Swans Sub 10 with blue Ampzilla


Back to electronics with a just-born trio which over the year will trickle to market peu à peu. The Marantz PM-11SE integrated [€3.999] is slated for August, the SA-11S3 SACD deck [€3.999] for September, the €2.999 NA-11SE streamer/network player for October. The integrated’s power stage is fully discrete, attenuation is by newly hatched IC and the LCD display is particularly low distortion. The copper-lined chassis sports XLR and RCA inputs and the preamp stage can be bypassed for amp-direct usage. CDP and streamer employ the same DAC and both offer async USB inputs. IPods, USB sticks, S/PDIF and Toslink sources are game too. Data limits are 24/192 and outputs are on RCA or XLR. The NA-11S1 is also fluent in AirPlay and gapless.


Things got heavy with Förster Audio who don’t have a single Bavarian speaker in the fold that puts less than 70kg on the scale. There are three models on the table already. A fourth top model is in the chute. With 12dB electrical networks trimmed for phase coherence throughout, the models are differentiated by size, price, construction (the bigger ones get sand-filled double walls), driver size and number as well as very different tweeter solutions. The ‘small’ FA7.3 [€13.900/pr] sports a Viva ring radiators that’s surprisingly deeply inset to hit the acoustic center of the Accuton ceramic midrange. The horn loading is said to linearize the top octaves. The next-bigger FA5.3 [€27.500/pr] on demo with Karin von Prittwitz was unbelievably clear, intelligible and focused and gets the same bass/mid drivers but upgrades to a Mundorf ATM. The 7cm thick front baffle of the 140kg/ea. FA3 [€54.500/pr] unites mids and highs in a bending-wave driver from Manger.
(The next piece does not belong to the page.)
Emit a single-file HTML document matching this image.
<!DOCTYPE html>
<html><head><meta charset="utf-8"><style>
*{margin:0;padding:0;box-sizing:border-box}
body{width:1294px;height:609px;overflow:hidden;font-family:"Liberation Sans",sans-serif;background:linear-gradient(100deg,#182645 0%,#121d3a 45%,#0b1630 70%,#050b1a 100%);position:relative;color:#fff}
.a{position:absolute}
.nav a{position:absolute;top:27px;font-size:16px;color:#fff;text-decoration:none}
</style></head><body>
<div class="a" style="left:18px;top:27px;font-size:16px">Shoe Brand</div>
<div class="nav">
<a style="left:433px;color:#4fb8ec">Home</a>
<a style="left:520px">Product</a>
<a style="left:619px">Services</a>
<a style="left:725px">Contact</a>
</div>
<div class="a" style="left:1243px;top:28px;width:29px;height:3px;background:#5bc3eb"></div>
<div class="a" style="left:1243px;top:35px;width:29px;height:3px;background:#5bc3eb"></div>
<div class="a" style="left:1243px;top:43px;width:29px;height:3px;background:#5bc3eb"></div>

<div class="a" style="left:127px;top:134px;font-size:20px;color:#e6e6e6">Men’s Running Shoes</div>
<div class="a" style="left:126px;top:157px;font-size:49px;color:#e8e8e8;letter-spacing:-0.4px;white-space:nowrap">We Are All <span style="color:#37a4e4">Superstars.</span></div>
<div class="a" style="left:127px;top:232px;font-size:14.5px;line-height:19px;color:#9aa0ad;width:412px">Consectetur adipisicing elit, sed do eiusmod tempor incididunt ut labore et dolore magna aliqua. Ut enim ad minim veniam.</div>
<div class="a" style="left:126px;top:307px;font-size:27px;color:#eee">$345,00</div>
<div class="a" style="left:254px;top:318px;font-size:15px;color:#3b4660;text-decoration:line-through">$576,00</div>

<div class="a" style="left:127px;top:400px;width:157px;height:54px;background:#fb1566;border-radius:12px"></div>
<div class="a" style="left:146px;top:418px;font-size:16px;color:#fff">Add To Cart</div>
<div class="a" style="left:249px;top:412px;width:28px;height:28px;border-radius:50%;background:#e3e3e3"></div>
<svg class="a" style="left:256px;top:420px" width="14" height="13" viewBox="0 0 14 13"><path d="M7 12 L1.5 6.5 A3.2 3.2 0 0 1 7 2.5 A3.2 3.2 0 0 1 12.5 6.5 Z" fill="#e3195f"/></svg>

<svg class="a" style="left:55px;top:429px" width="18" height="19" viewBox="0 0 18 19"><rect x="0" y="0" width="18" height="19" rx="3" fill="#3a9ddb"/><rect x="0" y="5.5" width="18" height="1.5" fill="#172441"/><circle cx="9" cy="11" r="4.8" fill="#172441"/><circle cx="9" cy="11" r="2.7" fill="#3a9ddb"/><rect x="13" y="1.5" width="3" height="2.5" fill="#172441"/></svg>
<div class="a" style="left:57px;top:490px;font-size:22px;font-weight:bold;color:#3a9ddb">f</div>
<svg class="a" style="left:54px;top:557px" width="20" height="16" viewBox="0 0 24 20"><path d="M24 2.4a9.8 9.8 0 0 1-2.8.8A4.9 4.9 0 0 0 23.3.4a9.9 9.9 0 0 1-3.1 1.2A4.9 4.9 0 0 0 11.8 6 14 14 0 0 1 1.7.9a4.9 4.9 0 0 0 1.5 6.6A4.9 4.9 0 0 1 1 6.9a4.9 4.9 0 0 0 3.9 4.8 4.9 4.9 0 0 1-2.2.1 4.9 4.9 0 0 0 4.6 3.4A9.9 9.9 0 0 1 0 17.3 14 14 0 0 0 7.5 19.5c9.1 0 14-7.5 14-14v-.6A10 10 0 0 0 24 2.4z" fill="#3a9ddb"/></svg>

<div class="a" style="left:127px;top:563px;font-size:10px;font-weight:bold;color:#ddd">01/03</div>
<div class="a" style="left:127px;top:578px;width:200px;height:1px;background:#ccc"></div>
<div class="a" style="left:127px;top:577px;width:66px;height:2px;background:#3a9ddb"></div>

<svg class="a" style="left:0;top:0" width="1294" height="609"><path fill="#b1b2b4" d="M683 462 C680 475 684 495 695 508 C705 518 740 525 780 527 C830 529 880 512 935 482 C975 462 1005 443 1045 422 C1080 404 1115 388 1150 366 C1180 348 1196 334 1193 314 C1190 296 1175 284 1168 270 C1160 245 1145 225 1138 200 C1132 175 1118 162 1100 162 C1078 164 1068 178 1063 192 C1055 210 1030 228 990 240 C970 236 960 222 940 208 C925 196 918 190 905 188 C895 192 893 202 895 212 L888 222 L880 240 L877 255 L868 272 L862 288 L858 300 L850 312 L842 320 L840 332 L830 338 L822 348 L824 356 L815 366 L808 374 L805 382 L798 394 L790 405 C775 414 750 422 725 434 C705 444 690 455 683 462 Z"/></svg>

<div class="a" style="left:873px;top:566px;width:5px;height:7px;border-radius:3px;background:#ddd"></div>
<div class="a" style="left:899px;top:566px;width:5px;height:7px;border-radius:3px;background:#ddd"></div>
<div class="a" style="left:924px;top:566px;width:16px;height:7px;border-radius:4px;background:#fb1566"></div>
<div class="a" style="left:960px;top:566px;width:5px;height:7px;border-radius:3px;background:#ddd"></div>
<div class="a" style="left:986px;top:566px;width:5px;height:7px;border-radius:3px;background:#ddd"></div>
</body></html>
Attendees looking for compact speakers weren’t left out in the cold either. Connect Audio showed smaller siblings to Elipson’s Planet L ball speaker we reviewed last year. The new arrival is the €550/pr Planet M. The model names really do refer to size. When challenged why these cute little balls weren’t called Planet S (they really didn’t look like medium) designer Cedric Leon countered that an even smaller one is in the wings. Hey, we’re told French dress sizes always run smaller than elsewhere. The obligatory sub costs another €550. There’s a hidden size also in the BS50 Tribute [€4.800/pr] – a 50cm diameter of a design classic with roots all the way back to 1953. At that time the chassis were still made with gypsum. Today they’re composite resin. The reflector is said to make for very spacious room-filling dispersion. It’s probably not 100% hard-line text-book hifi but it is undoubtedly an interesting and very decorative concept. Good final words for this event too.